• Exercise task: Drop the pictures and give back word for word the lines from the line holding "Output the component" to the line holding "const items = ['Asset", both included.
┌─ Extracted material
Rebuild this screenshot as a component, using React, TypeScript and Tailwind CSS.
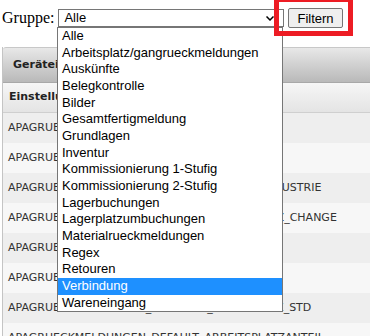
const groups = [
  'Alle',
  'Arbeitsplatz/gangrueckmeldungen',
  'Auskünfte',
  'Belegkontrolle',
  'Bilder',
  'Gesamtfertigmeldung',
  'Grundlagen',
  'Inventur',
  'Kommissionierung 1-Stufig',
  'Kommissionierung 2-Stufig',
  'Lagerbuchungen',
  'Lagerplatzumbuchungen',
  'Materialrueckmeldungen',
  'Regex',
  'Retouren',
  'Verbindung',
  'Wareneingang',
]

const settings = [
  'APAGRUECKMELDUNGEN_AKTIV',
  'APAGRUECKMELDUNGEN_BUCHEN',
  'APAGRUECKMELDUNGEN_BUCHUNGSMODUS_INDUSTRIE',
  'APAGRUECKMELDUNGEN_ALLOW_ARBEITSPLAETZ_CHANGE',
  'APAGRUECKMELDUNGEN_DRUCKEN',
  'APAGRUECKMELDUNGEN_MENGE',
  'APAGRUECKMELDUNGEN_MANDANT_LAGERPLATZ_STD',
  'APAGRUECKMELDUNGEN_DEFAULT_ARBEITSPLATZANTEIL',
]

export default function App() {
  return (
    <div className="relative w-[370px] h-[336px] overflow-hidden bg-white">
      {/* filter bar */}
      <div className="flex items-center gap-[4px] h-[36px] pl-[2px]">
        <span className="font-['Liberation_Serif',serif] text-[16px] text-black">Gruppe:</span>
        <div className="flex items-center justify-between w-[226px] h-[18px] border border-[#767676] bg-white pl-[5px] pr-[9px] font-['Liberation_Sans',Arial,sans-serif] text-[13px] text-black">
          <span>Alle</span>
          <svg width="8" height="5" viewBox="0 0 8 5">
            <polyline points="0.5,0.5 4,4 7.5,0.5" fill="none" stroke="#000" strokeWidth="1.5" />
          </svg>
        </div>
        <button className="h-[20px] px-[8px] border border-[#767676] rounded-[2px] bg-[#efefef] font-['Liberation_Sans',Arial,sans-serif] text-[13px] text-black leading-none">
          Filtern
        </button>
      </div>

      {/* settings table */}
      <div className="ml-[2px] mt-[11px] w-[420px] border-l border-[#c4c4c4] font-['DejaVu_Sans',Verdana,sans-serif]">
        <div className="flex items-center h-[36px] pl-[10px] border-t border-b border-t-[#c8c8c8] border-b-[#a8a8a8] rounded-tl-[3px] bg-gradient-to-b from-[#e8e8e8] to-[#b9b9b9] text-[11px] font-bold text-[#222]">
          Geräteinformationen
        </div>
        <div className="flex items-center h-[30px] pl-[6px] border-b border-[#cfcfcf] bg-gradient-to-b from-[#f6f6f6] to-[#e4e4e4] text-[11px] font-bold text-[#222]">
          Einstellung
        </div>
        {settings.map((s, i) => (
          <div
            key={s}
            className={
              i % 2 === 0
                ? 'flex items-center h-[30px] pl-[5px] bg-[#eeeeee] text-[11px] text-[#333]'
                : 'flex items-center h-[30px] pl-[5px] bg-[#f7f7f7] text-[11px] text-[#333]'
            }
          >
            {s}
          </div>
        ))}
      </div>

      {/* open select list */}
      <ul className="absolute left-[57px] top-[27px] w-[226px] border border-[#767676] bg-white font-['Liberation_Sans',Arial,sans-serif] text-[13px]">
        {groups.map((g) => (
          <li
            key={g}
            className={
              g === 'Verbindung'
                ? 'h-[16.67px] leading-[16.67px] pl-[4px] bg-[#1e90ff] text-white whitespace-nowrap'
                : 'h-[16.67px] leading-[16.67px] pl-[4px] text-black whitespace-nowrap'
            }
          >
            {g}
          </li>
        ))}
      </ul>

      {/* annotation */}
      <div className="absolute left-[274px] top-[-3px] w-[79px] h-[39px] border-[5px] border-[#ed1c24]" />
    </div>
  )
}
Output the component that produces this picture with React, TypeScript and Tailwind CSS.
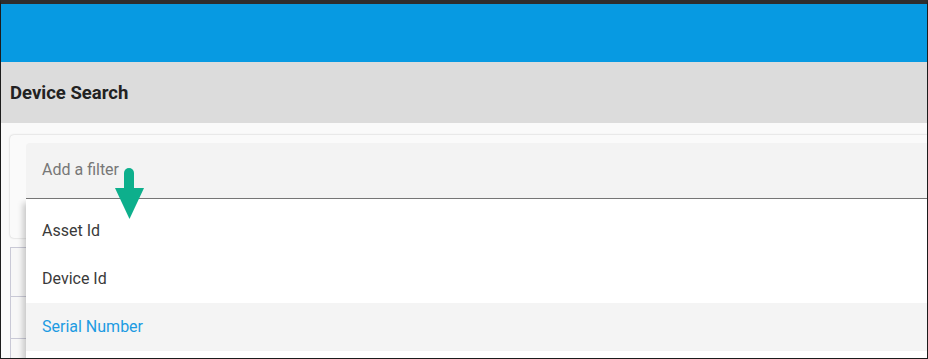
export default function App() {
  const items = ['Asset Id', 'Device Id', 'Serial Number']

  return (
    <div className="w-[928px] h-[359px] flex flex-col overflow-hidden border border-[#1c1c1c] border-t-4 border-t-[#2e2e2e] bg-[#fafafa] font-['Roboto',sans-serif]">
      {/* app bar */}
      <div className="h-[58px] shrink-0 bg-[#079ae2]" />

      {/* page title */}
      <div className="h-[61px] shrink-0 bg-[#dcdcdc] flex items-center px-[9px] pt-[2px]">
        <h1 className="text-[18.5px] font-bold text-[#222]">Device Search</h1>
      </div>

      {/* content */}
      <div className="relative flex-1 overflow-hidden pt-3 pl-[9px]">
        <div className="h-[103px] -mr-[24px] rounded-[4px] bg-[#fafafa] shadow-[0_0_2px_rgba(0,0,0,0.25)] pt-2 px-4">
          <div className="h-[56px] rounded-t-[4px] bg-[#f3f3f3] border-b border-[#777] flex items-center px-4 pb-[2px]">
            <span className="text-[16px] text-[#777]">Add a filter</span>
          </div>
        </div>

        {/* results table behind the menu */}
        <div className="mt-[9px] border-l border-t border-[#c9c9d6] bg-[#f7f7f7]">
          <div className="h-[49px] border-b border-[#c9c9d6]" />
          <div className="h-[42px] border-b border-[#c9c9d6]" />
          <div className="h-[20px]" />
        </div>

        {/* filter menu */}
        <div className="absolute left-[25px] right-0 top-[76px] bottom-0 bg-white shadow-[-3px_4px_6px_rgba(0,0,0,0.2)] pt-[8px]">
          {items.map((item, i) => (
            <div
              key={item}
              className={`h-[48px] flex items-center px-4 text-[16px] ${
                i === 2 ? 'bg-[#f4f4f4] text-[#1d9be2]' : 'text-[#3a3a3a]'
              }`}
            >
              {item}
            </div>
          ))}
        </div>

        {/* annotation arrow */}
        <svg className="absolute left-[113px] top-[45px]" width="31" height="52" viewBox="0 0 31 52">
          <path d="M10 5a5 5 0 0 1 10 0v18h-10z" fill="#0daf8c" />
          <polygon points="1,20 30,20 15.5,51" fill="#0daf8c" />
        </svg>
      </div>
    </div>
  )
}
└─
• Output of the exercise:
Output the component that produces this picture with React, TypeScript and Tailwind CSS.
export default function App() {
  const items = ['Asset Id', 'Device Id', 'Serial Number']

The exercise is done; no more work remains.